A Few Notable Results
Each case is fraught with its own issues, and a lawyer cannot guarantee success at any stage of the proceedings. Peter has represented clients at all stages of litigation for over twenty-five years. Below is just a smattering of the kinds of results that Peter has been able to achieve for his clients in various courts.
Federal District Court
Our firm represented a former union official accused of embezzling union funds over the course of years. We presented key arguments to the Government regarding certain defenses to the case. The Government opted not to pursue charges against our client. Another target of the investigation who had served alongside our client pleaded guilty, and was ordered to pay several hundred thousand dollars in restitution. Our client kept his position while his co-defendant was fired after conviction.
United States v. Janicek. The PSR added a two-level enhancement for the presence of a firearm during the course of the offense. We objected to the enhancement, and cross-examined the case agent at the sentencing hearing. (Other defendants didn’t assert an objection.) The district court struck the enhancement based upon our cross-examination, which lowered our client’s Guideline advisory range about thirty-six months.
Dan Simmons v. Richard Wylie, et al. (2018) Simmons sold certain identified clients to a Wylie-controlled corporation. Wylie failed to pay promissory notes that he had executed in relation to the purchase. Simmons sued, and Wylie countersued, asking for several hundred thousands of dollars in damages. We prevailed at trial, and a jury found that Wylie had fraudulently conveyed assets to escape a judgment. The jury awarded just under $1 million in damages. The case continues as Wylie-controlled entities have sought bankruptcy protection to avoid a judgment.
Federal criminal Appeals
United States v. Grover Clendon Elrod. Grover Elrod appealed his 180-month, mandatory-minimum sentence that was imposed pursuant to the Armed Career Criminal Act . We persuaded the Fifth Circuit that the district court plainly erred by holding that Elrod’s prior convictions for burglary under the Texas Penal Code constituted violent felonies. The Fifth Circuit vacated the judgment and remanded the case for resentencing with his advisory Guidelines being 37–36 months' imprisonment without the enhancement. Elrod was subsequently released for time served.

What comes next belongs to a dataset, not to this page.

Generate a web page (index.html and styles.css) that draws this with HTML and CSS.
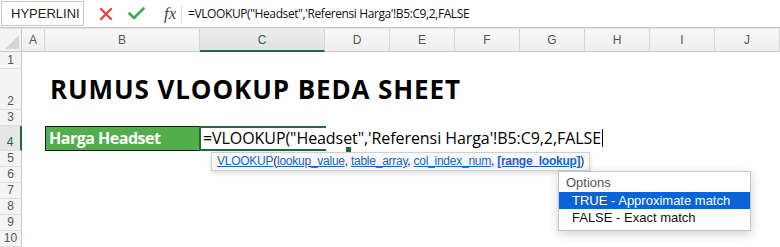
FILE: index.html
```html
<!DOCTYPE html>
<html lang="id">
<head>
  <meta charset="UTF-8" />
  <title>Rumus VLOOKUP Beda Sheet</title>
  <link rel="stylesheet" href="styles.css">
</head>
<body>
  <div class="formula-bar">
    <div class="name-box">
      <span>HYPERLINI</span>
      <svg class="spin" width="9" height="16" viewBox="0 0 9 16">
        <path d="M1 6.5 L4.5 1.5 L8 6.5 Z" fill="#a9a9a9"/>
        <path d="M1 9.5 L4.5 14.5 L8 9.5 Z" fill="#a9a9a9"/>
      </svg>
    </div>
    <div class="fb-icons">
      <svg class="ico" width="14" height="14" viewBox="0 0 14 14">
        <path d="M2 2 L12 12 M12 2 L2 12" stroke="#e2453f" stroke-width="2.4" stroke-linecap="round"/>
      </svg>
      <svg class="ico" width="17" height="13" viewBox="0 0 17 13">
        <path d="M1.5 6.5 L6 11 L15.5 1.5" fill="none" stroke="#43a649" stroke-width="2.6" stroke-linecap="round" stroke-linejoin="round"/>
      </svg>
      <span class="fx">fx</span>
    </div>
    <div class="fb-text">=VLOOKUP("Headset",'Referensi Harga'!B5:C9,2,FALSE</div>
  </div>

  <div class="sheet">
    <!-- header kolom -->
    <div class="corner"><svg width="14" height="14" viewBox="0 0 14 14"><path d="M14 0 L14 14 L0 14 Z" fill="#d5d5d5"/></svg></div>
    <div class="col-h">A</div>
    <div class="col-h">B</div>
    <div class="col-h active">C</div>
    <div class="col-h">D</div>
    <div class="col-h">E</div>
    <div class="col-h">F</div>
    <div class="col-h">G</div>
    <div class="col-h">H</div>
    <div class="col-h">I</div>
    <div class="col-h">J</div>

    <!-- baris 1 -->
    <div class="row-h">1</div>
    <div class="row-cells"></div>

    <!-- baris 2 -->
    <div class="row-h">2</div>
    <div class="row-cells">
      <div class="title">RUMUS VLOOKUP BEDA SHEET</div>
    </div>

    <!-- baris 3 -->
    <div class="row-h">3</div>
    <div class="row-cells"></div>

    <!-- baris 4 -->
    <div class="row-h active">4</div>
    <div class="row-cells r4">
      <div class="cell-a"></div>
      <div class="cell-label">Harga Headset</div>
      <div class="cell-edit">=VLOOKUP("Headset",'Referensi Harga'!B5:C9,2,FALSE<span class="caret"></span></div>
      <span class="fill-handle"></span>
      <div class="hint">
        <a>VLOOKUP</a>(<a>lookup_value</a>, <a>table_array</a>, <a>col_index_num</a>, <a class="b">[range_lookup]</a>)
      </div>
      <div class="options">
        <div class="opt-head">Options</div>
        <div class="opt sel">TRUE - Approximate match</div>
        <div class="opt">FALSE - Exact match</div>
      </div>
    </div>

    <div class="row-h">5</div><div class="row-cells"></div>
    <div class="row-h">6</div><div class="row-cells"></div>
    <div class="row-h">7</div><div class="row-cells"></div>
    <div class="row-h">8</div><div class="row-cells"></div>
    <div class="row-h">9</div><div class="row-cells"></div>
    <div class="row-h">10</div><div class="row-cells"></div>
  </div>
</body>
</html>
```

FILE: styles.css
```css
body {
  margin: 0;
  background: #ffffff;
  font-family: 'Liberation Sans', Arial, sans-serif;
  color: #222;
  width: 780px;
  height: 247px;
  overflow: hidden;
}
/* bar rumus */
.formula-bar {
  height: 28px;
  box-sizing: border-box;
  border-bottom: 1px solid #c9c9c9;
  display: flex;
  align-items: center;
  background: #fff;
}
.name-box {
  width: 83px;
  height: 25px;
  margin-left: 1px;
  box-sizing: border-box;
  border: 1px solid #c6c6c6;
  display: flex;
  align-items: center;
  justify-content: space-between;
  padding: 0 3px 0 9px;
  font-size: 13px;
  color: #222;
}
.fb-icons {
  width: 97px;
  display: flex;
  align-items: center;
  padding-left: 15px;
  box-sizing: border-box;
  gap: 15px;
}
.fx {
  font-family: 'Liberation Serif', serif;
  font-style: italic;
  font-size: 17px;
  color: #444;
  margin-left: 4px;
}
.fb-text {
  border-left: 1px solid #dcdcdc;
  height: 18px;
  line-height: 18px;
  padding-left: 6px;
  font-family: 'Open Sans', sans-serif;
  font-size: 12px;
  letter-spacing: -0.4px;
  color: #111;
}
/* lembar kerja */
.sheet {
  display: grid;
  grid-template-columns: 22px 23px 155px 125px repeat(7, 65px);
  grid-template-rows: 23px 17px 41px 16px 25px repeat(6, 16px);
  border-top: 1px solid #e2e2e2;
}
.corner {
  background: #f3f3f3;
  border-right: 1px solid #c9c9c9;
  border-bottom: 1px solid #c9c9c9;
  box-sizing: border-box;
  display: flex;
  align-items: flex-end;
  justify-content: flex-end;
  padding: 0 2px 2px 0;
}
.col-h {
  background: linear-gradient(#f7f7f7, #efefef);
  border-right: 1px solid #d6d6d6;
  border-bottom: 1px solid #c9c9c9;
  box-sizing: border-box;
  display: flex;
  align-items: center;
  justify-content: center;
  font-size: 12px;
  color: #555;
}
.col-h.active {
  color: #1e6b3d;
  border-bottom: 2px solid #1e6b3d;
  background: linear-gradient(#ececec, #e2e2e2);
}
.row-h {
  grid-column: 1;
  background: #f4f4f4;
  border-right: 1px solid #c9c9c9;
  border-bottom: 1px solid #dedede;
  box-sizing: border-box;
  display: flex;
  align-items: flex-end;
  justify-content: center;
  padding-bottom: 1px;
  font-size: 12px;
  color: #555;
}
.row-h.active {
  border-right: 2px solid #1e6b3d;
  color: #1e6b3d;
  background: #e6e6e6;
}
.row-cells {
  grid-column: 2 / -1;
  display: flex;
  align-items: flex-end;
}
.title {
  margin-left: 28px;
  margin-bottom: 6px;
  font-family: 'Open Sans', sans-serif;
  font-weight: bold;
  font-size: 26px;
  letter-spacing: 0.9px;
  color: #000;
  line-height: 30px;
}
.r4 {
  position: relative;
  align-items: stretch;
}
.cell-a {
  width: 23px;
  flex: none;
}
.cell-label {
  width: 155px;
  flex: none;
  box-sizing: border-box;
  background: #52ae4c;
  border: 1px solid #1b1b1b;
  color: #fff;
  font-family: 'Open Sans', sans-serif;
  font-weight: bold;
  font-size: 16px;
  letter-spacing: -0.5px;
  padding-left: 3px;
  line-height: 22px;
}
.cell-edit {
  width: 127px;
  flex: none;
  box-sizing: border-box;
  border: 2px solid #1e6b3d;
  border-right: none;
  margin-left: -1px;
  white-space: nowrap;
  position: relative;
  z-index: 2;
  font-family: 'Open Sans', sans-serif;
  font-size: 16px;
  letter-spacing: -0.07px;
  color: #000;
  padding-left: 2px;
  line-height: 21px;
}
.caret {
  display: inline-block;
  width: 1px;
  height: 18px;
  background: #000;
  vertical-align: -3px;
  margin-left: 1px;
}
.fill-handle {
  position: absolute;
  left: 323px;
  bottom: -2px;
  width: 5px;
  height: 5px;
  background: #1e6b3d;
  border: 1px solid #fff;
  z-index: 3;
}
/* petunjuk fungsi */
.hint {
  position: absolute;
  left: 189px;
  top: 26px;
  width: 379px;
  height: 19px;
  box-sizing: border-box;
  background: #f8f8f8;
  border: 1px solid #cfcfcf;
  box-shadow: 0 2px 5px rgba(0, 0, 0, 0.15);
  padding-left: 5px;
  font-size: 12px;
  letter-spacing: -0.25px;
  line-height: 17px;
  color: #222;
  white-space: nowrap;
  z-index: 4;
}
.hint a {
  color: #1762d1;
  text-decoration: underline;
}
.hint a.b {
  font-weight: bold;
}
/* daftar pilihan */
.options {
  position: absolute;
  left: 536px;
  top: 45px;
  width: 193px;
  box-sizing: border-box;
  background: #fff;
  border: 1px solid #c4c4c4;
  box-shadow: 0 3px 10px rgba(0, 0, 0, 0.18);
  padding: 1px 0 4px;
  font-size: 13px;
  z-index: 4;
}
.opt-head {
  color: #555;
  padding-left: 7px;
  height: 19px;
  line-height: 19px;
}
.opt {
  padding-left: 13px;
  height: 17px;
  line-height: 17px;
  color: #111;
}
.opt.sel {
  background: #0b63d8;
  color: #fff;
}
```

United States v. Franklin Delano Inman. Inman was ordered to pay $135,283.11 in restitution after a jury convicted him of fraud. We appealed the judgment, arguing that the trial court erred in ordering restitution over and above the time period outlined in the indictment. The Fifth Circuit reversed the judgment, holding that restitution was limited to the four corners of the indictment. This particular opinion may have cost the Government billions of dollars over time.
United States v. DeMarquis Williams. DeMarquis Williams was charged with violating 18 U.S.C. § 371 (18 U.S.C. § 1029(a)(2)), Conspiracy to Traffic and Use Unauthorized Access Devices (credit card fraud in layman's terms). He pleaded guilty to the charge, but preserved his rights to appeal his sentence. We handled the appeal in the Fifth Circuit Court of Appeals and obtained a reversal on one of the two issues presented.
Texas Civil Appeals
Alexander v. Kent, 480 S.W.3d 676 (Tex. App.—Fort Worth 2015, no pet.). We were retained to appeal a judgment over a contract for the construction of a car lot. We were able to persuade the court of appeals to vacate the awards of attorney's fees and special damages which comprised the majority of all damages awarded.
Smith v. Pena, 321 S.W.3d 755 (Tex. App.—Fort Worth 2010, no pet.). We were retained to appeal the judgment of the trial court which had entered a judgment after a summary proceeding in the context of a mediation. We persuaded the court of appeals to vacate the judgment.
Texas Criminal Appeals
Wordlaw v. State. In a written judgment, the trial court assessed restitution damages and reparations against Wordlaw. We appealed the judgments, arguing that these awards constituted error because the trial court failed to orally pronounce them in open court. The court of appeals modified the judgments to delete the restitution awards and fines.
Thomas v. State, 461 S.W.3d 305 (Tex. App.—Fort Worth 2015, no pet.). In this appeal, we sought to reverse our client's conviction based upon a witness's invocation of his Fifth Amendment privileges on cross-examination. The court of appeals ultimately held that because our client's defense lawyer was ultimately able to cross-examine the witness on a tax-cheating scheme any error was harmless.